Это любопытное сочетание: с одной стороны «православный великоросс», убежденный в том, что святая Россия – важнее всего, что она всегда была права, что на нее всегда несправедливо нападали, что ей со всех сторон угрожают, а с другой стороны – «поляк-католик», у которого очень похожий способ мышления.
- Вы знаете, что это сравнение будет очень плохо воспринято?
- Иногда стоит посмотреть на себя чужими глазами.
- Какое из течений победит в польской политике? Случайно, не антироссийское?
- Я всегда считал, что в долговременной перспективе победит течение рационального мышления. Я знаю, что о смоленской катастрофе, отношениях Варшавы и Москвы Gazeta Polska или Nasz Dziennik пишут страшные вещи. Но читатели этих газет – это меньшинство.
- Звучат голоса, предостерегающие, что сближение с Россией может привести к ослаблению польской поддержки для европейских устремлений Украины и Белоруссии.
- Я так не думаю. Поддержка независимости Белоруссии и Украины в интересах Польши. Это позволяет также рациональным образом формировать отношения с Россией.
- Президент Бронислав Коморовский говорил, что примирение с Россией – это, скорее, не одномоментный перелом, а «долгий марш». Насколько долгий?

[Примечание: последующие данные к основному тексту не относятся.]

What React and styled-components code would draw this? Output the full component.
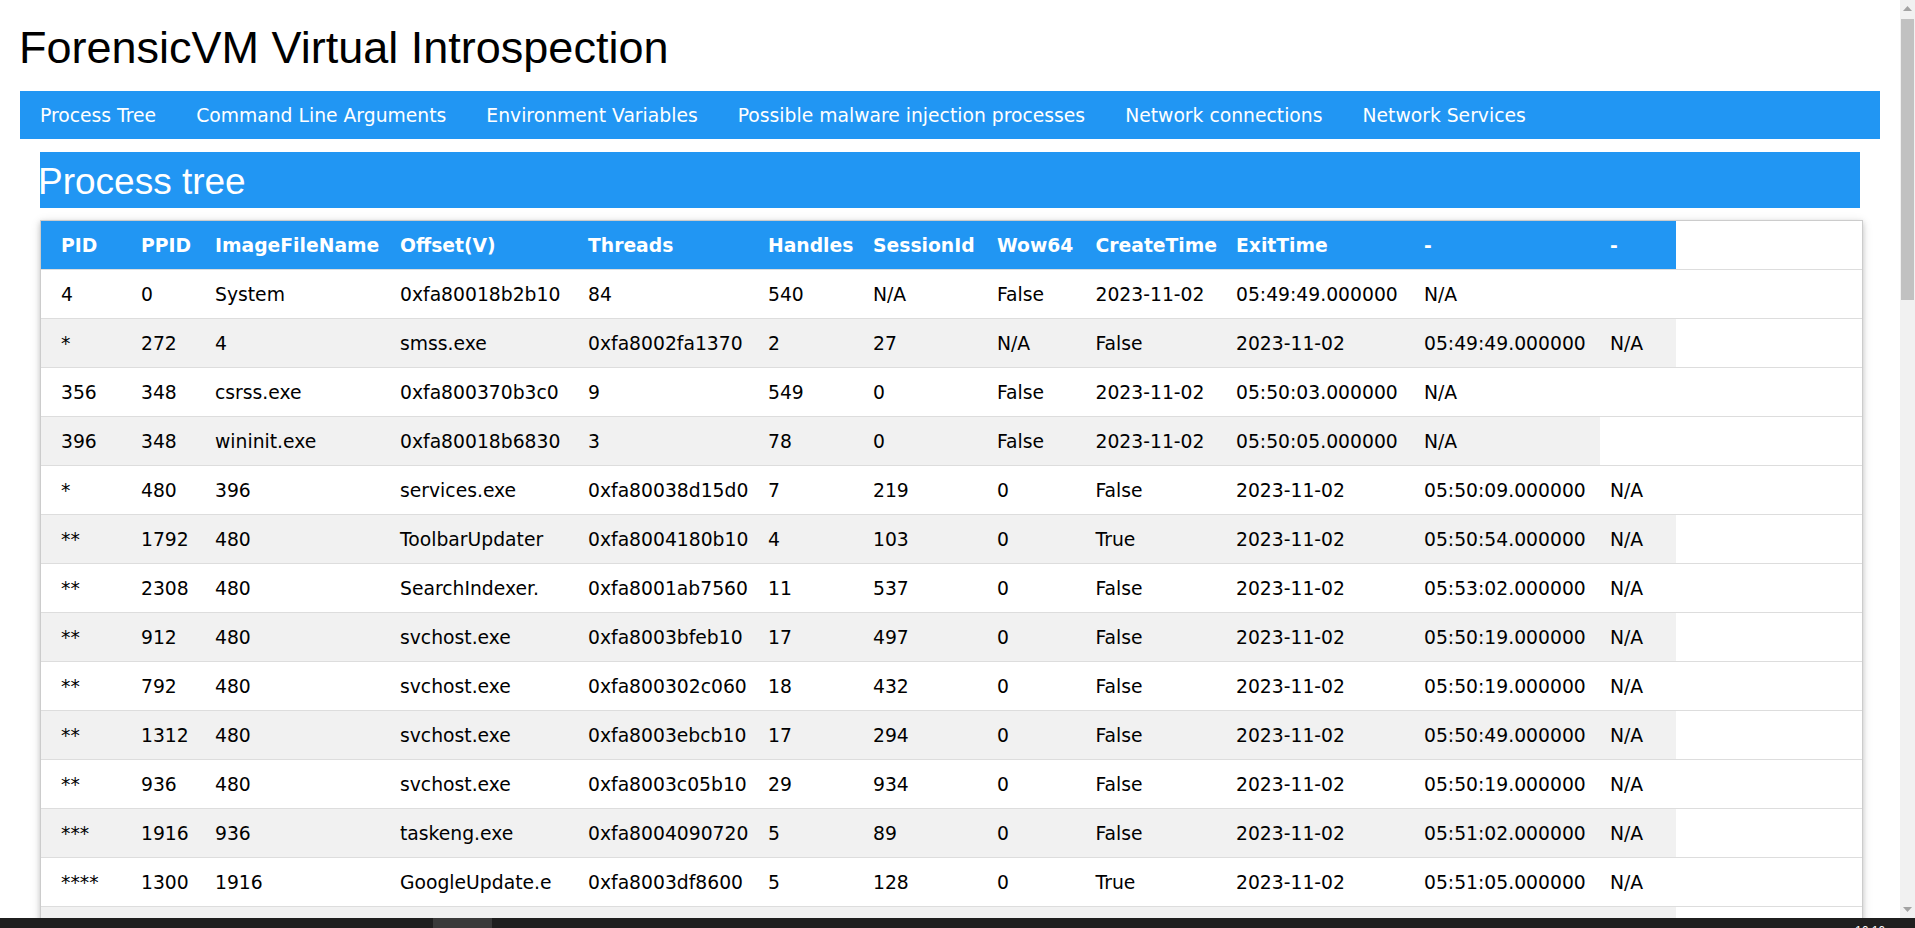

- Ирландия обрела независимость в 1922 году. Вы знаете, как долго ирландскими делами занимались в британском Home Office - министерстве внутренних дел?
- Думаю, долго.
- До 1975 года. Это, конечно, символ, но он показывает, как долго британское общественное мнение не могло примириться с тем, что существует это независимое государство, которое не является частью британской империи. Эта очевидная правда долго пробивалась к сознанию общества, живущего ностальгией по былому величеству. В России тоже существует такая постимперская ностальгия, поэтому принятие правды, которая разрушает это убеждение – это долгий процесс.
- Есть ли шанс на то, чтобы восприятие России в Польше изменилось?
- Мне кажется, что для восприятия поляками России было бы полезно, чтобы они осознали, с какими проблемами борется эта страна сейчас и с какими проблемами будет бороться в будущем. Польша и отношения с Польшей не представляются в этом контексте самыми важными. Возможно, такой взгляд дал бы шанс излечить польские страхи.